Source data
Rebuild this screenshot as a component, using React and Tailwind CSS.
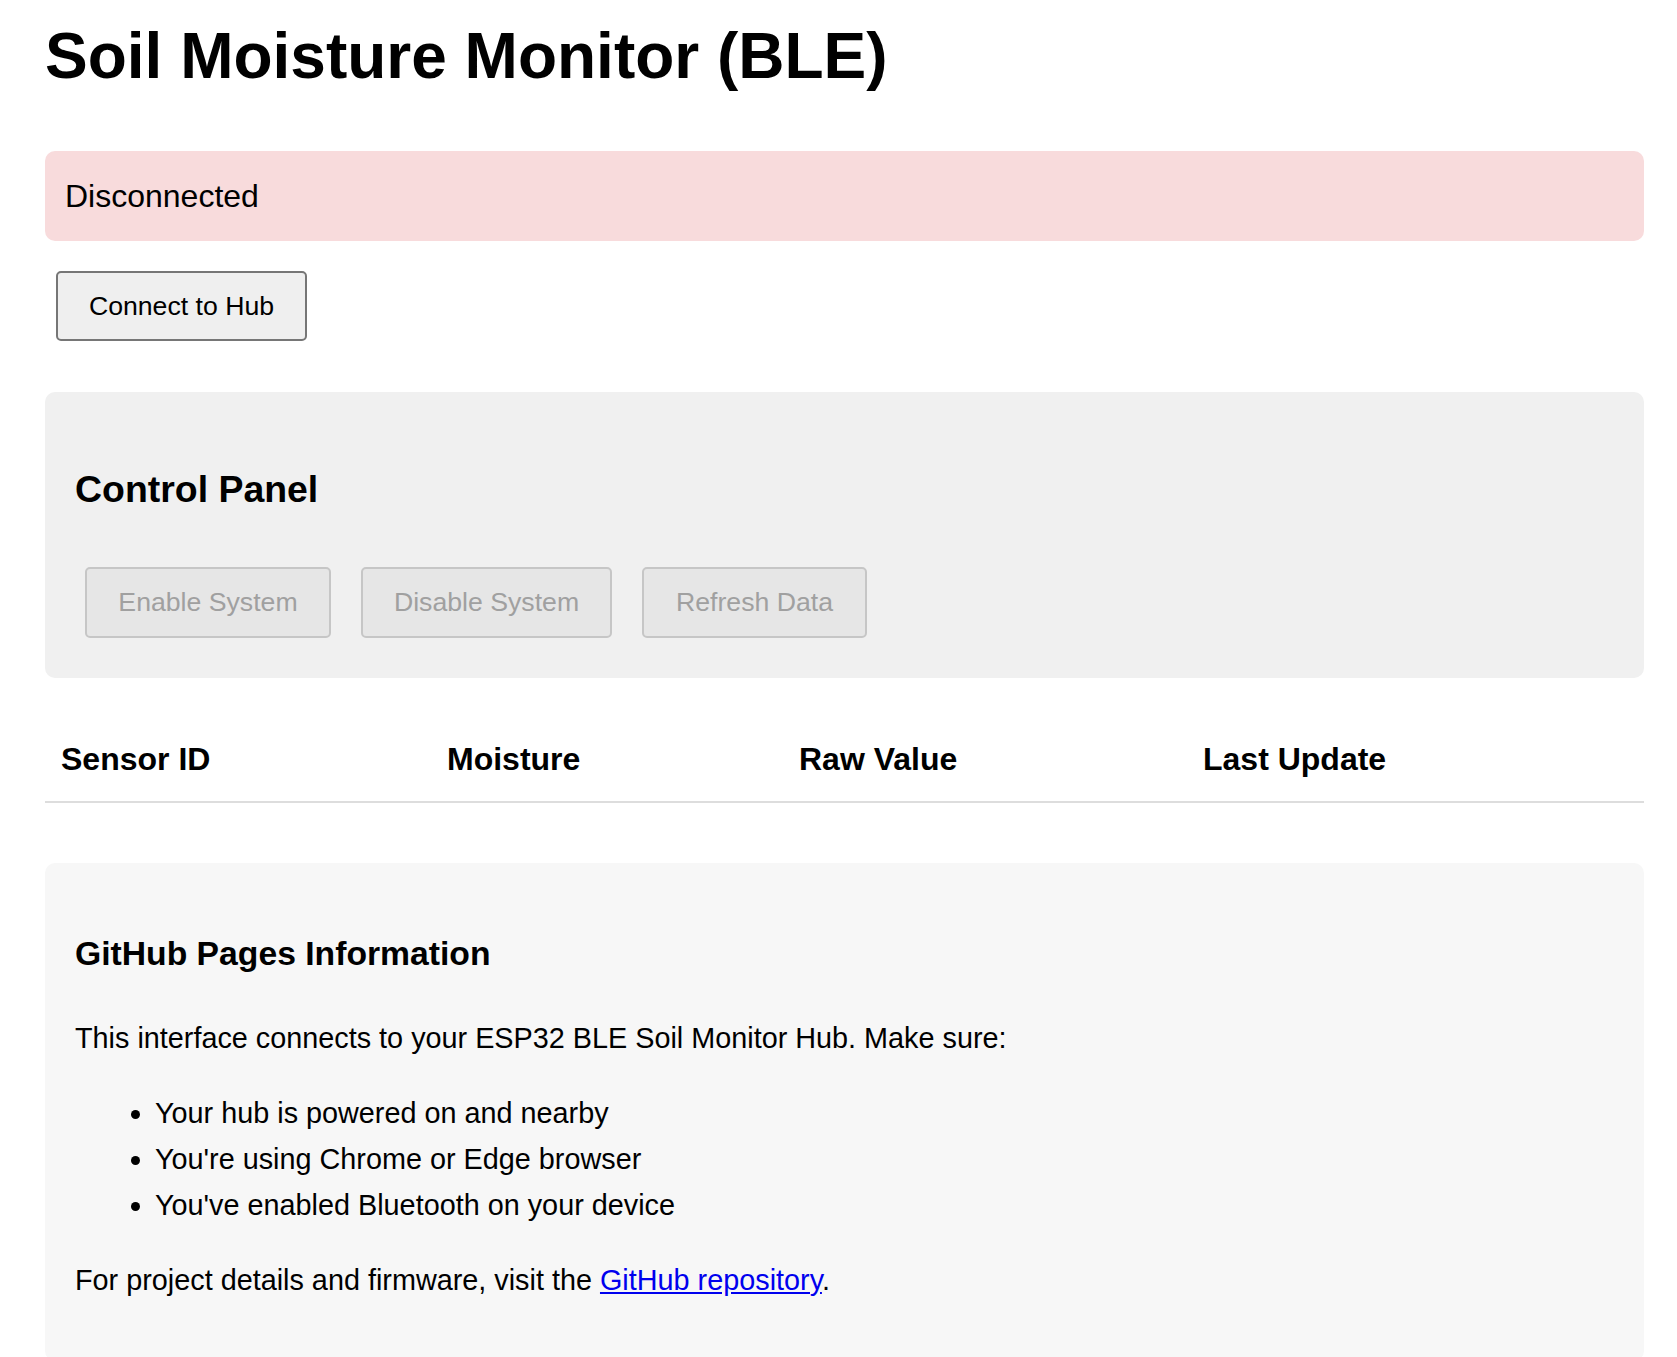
import React from 'react';

const SENSOR_COLUMNS = ['Sensor ID', 'Moisture', 'Raw Value', 'Last Update'];

const ControlButton = ({ label, width }) => (
    <button
        type="button"
        disabled
        className={`${width} h-[71px] border-2 border-[#c6c6c6] rounded-[5px] bg-[#e6e6e6] text-[#a0a0a0] text-[26.67px] leading-none`}
    >
        {label}
    </button>
);

const App = () => {
    return (
        <div className="min-h-screen bg-white text-black font-['Liberation_Sans',Arial,sans-serif] leading-[1.6] pl-[45px] pr-[33px] pt-[5px]">
            <h1 className="text-[64px] font-bold leading-[102.4px] mb-[44px]">Soil Moisture Monitor (BLE)</h1>

            <div className="h-[90px] flex items-center px-[20px] rounded-[10px] bg-[#f8dbdc] text-[32px]">
                Disconnected
            </div>

            <div className="mt-[30px] ml-[11px]">
                <button
                    type="button"
                    className="w-[251px] h-[70px] border-2 border-[#767676] rounded-[5px] bg-[#efefef] text-[26.67px] leading-none text-black"
                >
                    Connect to Hub
                </button>
            </div>

            {/* control panel */}
            <div className="mt-[51px] p-[30px] rounded-[10px] bg-[#f0f0f0]">
                <h3 className="text-[37.44px] font-bold leading-[1.6] mt-[37.44px] mb-[37.44px]">Control Panel</h3>
                {/* padding, not margin: the button row must not collapse into the h3 margin */}
                <div className="flex gap-[30px] pl-[10px] py-[10px]">
                    <ControlButton label="Enable System" width="w-[246px]" />
                    <ControlButton label="Disable System" width="w-[251px]" />
                    <ControlButton label="Refresh Data" width="w-[225px]" />
                </div>
            </div>

            {/* sensor table, no rows yet */}
            <div className="mt-[40px] grid grid-cols-[386px_352px_404px_1fr] border-b-2 border-[#dddddd]">
                {SENSOR_COLUMNS.map((col) => (
                    <div key={col} className="p-[16px] text-[32px] font-bold leading-[51.2px]">{col}</div>
                ))}
            </div>

            <div className="mt-[60px] p-[30px] rounded-[10px] bg-[#f7f7f7] text-[28.8px]">
                <h3 className="text-[33.7px] font-bold leading-[1.6] mt-[33.7px] mb-[33.7px]">GitHub Pages Information</h3>
                <p>This interface connects to your ESP32 BLE Soil Monitor Hub. Make sure:</p>
                <ul className="list-disc pl-[80px] my-[28.8px]">
                    <li>Your hub is powered on and nearby</li>
                    <li>You're using Chrome or Edge browser</li>
                    <li>You've enabled Bluetooth on your device</li>
                </ul>
                <p className="mb-[28.8px]">
                    For project details and firmware, visit the{' '}
                    <a href="#" className="text-[#0000ee] underline">GitHub repository</a>.
                </p>
            </div>
        </div>
    );
};

export default App;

Task requirements
Without the pictures, write out the whole listing above exactly as it appears.

Solved problem
Rebuild this screenshot as a component, using React and Tailwind CSS.
import React from 'react';

const SENSOR_COLUMNS = ['Sensor ID', 'Moisture', 'Raw Value', 'Last Update'];

const ControlButton = ({ label, width }) => (
    <button
        type="button"
        disabled
        className={`${width} h-[71px] border-2 border-[#c6c6c6] rounded-[5px] bg-[#e6e6e6] text-[#a0a0a0] text-[26.67px] leading-none`}
    >
        {label}
    </button>
);

const App = () => {
    return (
        <div className="min-h-screen bg-white text-black font-['Liberation_Sans',Arial,sans-serif] leading-[1.6] pl-[45px] pr-[33px] pt-[5px]">
            <h1 className="text-[64px] font-bold leading-[102.4px] mb-[44px]">Soil Moisture Monitor (BLE)</h1>

            <div className="h-[90px] flex items-center px-[20px] rounded-[10px] bg-[#f8dbdc] text-[32px]">
                Disconnected
            </div>

            <div className="mt-[30px] ml-[11px]">
                <button
                    type="button"
                    className="w-[251px] h-[70px] border-2 border-[#767676] rounded-[5px] bg-[#efefef] text-[26.67px] leading-none text-black"
                >
                    Connect to Hub
                </button>
            </div>

            {/* control panel */}
            <div className="mt-[51px] p-[30px] rounded-[10px] bg-[#f0f0f0]">
                <h3 className="text-[37.44px] font-bold leading-[1.6] mt-[37.44px] mb-[37.44px]">Control Panel</h3>
                {/* padding, not margin: the button row must not collapse into the h3 margin */}
                <div className="flex gap-[30px] pl-[10px] py-[10px]">
                    <ControlButton label="Enable System" width="w-[246px]" />
                    <ControlButton label="Disable System" width="w-[251px]" />
                    <ControlButton label="Refresh Data" width="w-[225px]" />
                </div>
            </div>

            {/* sensor table, no rows yet */}
            <div className="mt-[40px] grid grid-cols-[386px_352px_404px_1fr] border-b-2 border-[#dddddd]">
                {SENSOR_COLUMNS.map((col) => (
                    <div key={col} className="p-[16px] text-[32px] font-bold leading-[51.2px]">{col}</div>
                ))}
            </div>

            <div className="mt-[60px] p-[30px] rounded-[10px] bg-[#f7f7f7] text-[28.8px]">
                <h3 className="text-[33.7px] font-bold leading-[1.6] mt-[33.7px] mb-[33.7px]">GitHub Pages Information</h3>
                <p>This interface connects to your ESP32 BLE Soil Monitor Hub. Make sure:</p>
                <ul className="list-disc pl-[80px] my-[28.8px]">
                    <li>Your hub is powered on and nearby</li>
                    <li>You're using Chrome or Edge browser</li>
                    <li>You've enabled Bluetooth on your device</li>
                </ul>
                <p className="mb-[28.8px]">
                    For project details and firmware, visit the{' '}
                    <a href="#" className="text-[#0000ee] underline">GitHub repository</a>.
                </p>
            </div>
        </div>
    );
};

export default App;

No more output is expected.